As Putin reminded us on January 1, he promised to step up his army’s so-called targeted strikes. In the same sentence, he claimed, “We do not have Ukraine as an enemy,” but it’s clear who the Ukrainian working classes, like their sisters in Russia, have as enemies. They are the Russian bureaucracy, of which Putin is the leader, and the Ukrainian privileged classes rallied to the imperialist camp, of which Zelensky is the current representative.
On the Russian side, this manifests itself in the incessant levying of men sent to the slaughterhouse and in the repression of all those who refuse or criticize Putin’s war. The consequences are also colossal cuts in social budgets (and therefore in workers’ living standards), wage and pension freezes as inflation rages, and the Kremlin’s priority being the military budget and war production.

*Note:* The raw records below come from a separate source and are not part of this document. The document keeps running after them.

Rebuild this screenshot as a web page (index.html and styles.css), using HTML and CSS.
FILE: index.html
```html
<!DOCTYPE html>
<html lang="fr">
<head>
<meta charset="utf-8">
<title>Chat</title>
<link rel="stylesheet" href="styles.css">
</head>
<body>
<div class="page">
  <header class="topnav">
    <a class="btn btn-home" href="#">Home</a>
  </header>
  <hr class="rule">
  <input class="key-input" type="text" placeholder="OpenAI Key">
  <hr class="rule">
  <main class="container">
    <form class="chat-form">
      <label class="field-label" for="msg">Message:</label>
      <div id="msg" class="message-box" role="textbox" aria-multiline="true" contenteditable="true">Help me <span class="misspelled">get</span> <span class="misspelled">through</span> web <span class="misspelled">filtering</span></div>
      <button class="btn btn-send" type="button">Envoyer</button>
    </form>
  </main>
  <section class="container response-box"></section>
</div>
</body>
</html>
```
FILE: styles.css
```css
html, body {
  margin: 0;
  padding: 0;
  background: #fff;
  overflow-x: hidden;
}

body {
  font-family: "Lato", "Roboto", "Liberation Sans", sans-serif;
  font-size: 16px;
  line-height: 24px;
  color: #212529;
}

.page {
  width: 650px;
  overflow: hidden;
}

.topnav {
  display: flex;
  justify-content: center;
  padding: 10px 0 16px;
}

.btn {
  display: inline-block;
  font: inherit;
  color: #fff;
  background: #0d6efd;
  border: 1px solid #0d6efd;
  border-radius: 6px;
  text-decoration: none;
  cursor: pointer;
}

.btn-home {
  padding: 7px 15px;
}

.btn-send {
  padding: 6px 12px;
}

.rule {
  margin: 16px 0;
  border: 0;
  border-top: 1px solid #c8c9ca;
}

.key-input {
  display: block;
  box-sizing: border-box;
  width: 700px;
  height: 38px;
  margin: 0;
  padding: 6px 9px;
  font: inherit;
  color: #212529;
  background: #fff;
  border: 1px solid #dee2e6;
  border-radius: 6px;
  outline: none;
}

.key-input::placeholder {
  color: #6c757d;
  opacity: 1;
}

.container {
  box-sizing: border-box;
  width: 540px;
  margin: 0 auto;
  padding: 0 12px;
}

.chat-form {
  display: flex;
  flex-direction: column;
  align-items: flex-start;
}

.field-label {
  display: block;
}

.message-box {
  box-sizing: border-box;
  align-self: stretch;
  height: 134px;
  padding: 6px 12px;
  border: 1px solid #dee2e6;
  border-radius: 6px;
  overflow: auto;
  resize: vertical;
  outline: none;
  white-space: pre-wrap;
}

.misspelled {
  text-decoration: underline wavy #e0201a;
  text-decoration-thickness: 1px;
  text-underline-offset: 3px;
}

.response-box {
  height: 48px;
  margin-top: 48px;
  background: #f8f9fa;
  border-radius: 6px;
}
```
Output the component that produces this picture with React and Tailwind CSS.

In Ukraine, the government has also decided to strengthen the military-industrial complex and arms production, which has tripled in 2023 and is set to increase sixfold in 2024. At the same time, it is stepping up mobilization, as the general staff needs 500,000 new recruits. Hence, the intensified hunt for draft dodgers has led to scuffles in the streets of Kharkiv, Odessa, and Chernivtsy. Any recalcitrants caught are beaten up or even tortured, as in Ternopol, where the incident was filmed and investigated by the courts.
The Rada (Parliament) is discussing the possibility of exempting certain categories of conscripts, including the 300,000 employees of the military-industrial complex. It is also considering exempting men who pay a high level of income tax ... and, therefore, have ties to the same business circles as deputies and ministers!
The streetcar driver who earns the equivalent of 300 euros won’t be so lucky. On the other hand, like other workers, he too will pay the price for the diktats of Ukraine’s Western guardians. The IMF has rejected the Ukrainian government’s 2024 budget, demanding that it find almost a billion euros in additional revenue. This means subtracting them from the little that remains of spending that is useful to the population, as there is no question of touching the 6 billion euros that this year will go to arms production and repair, mainly to large Western corporations.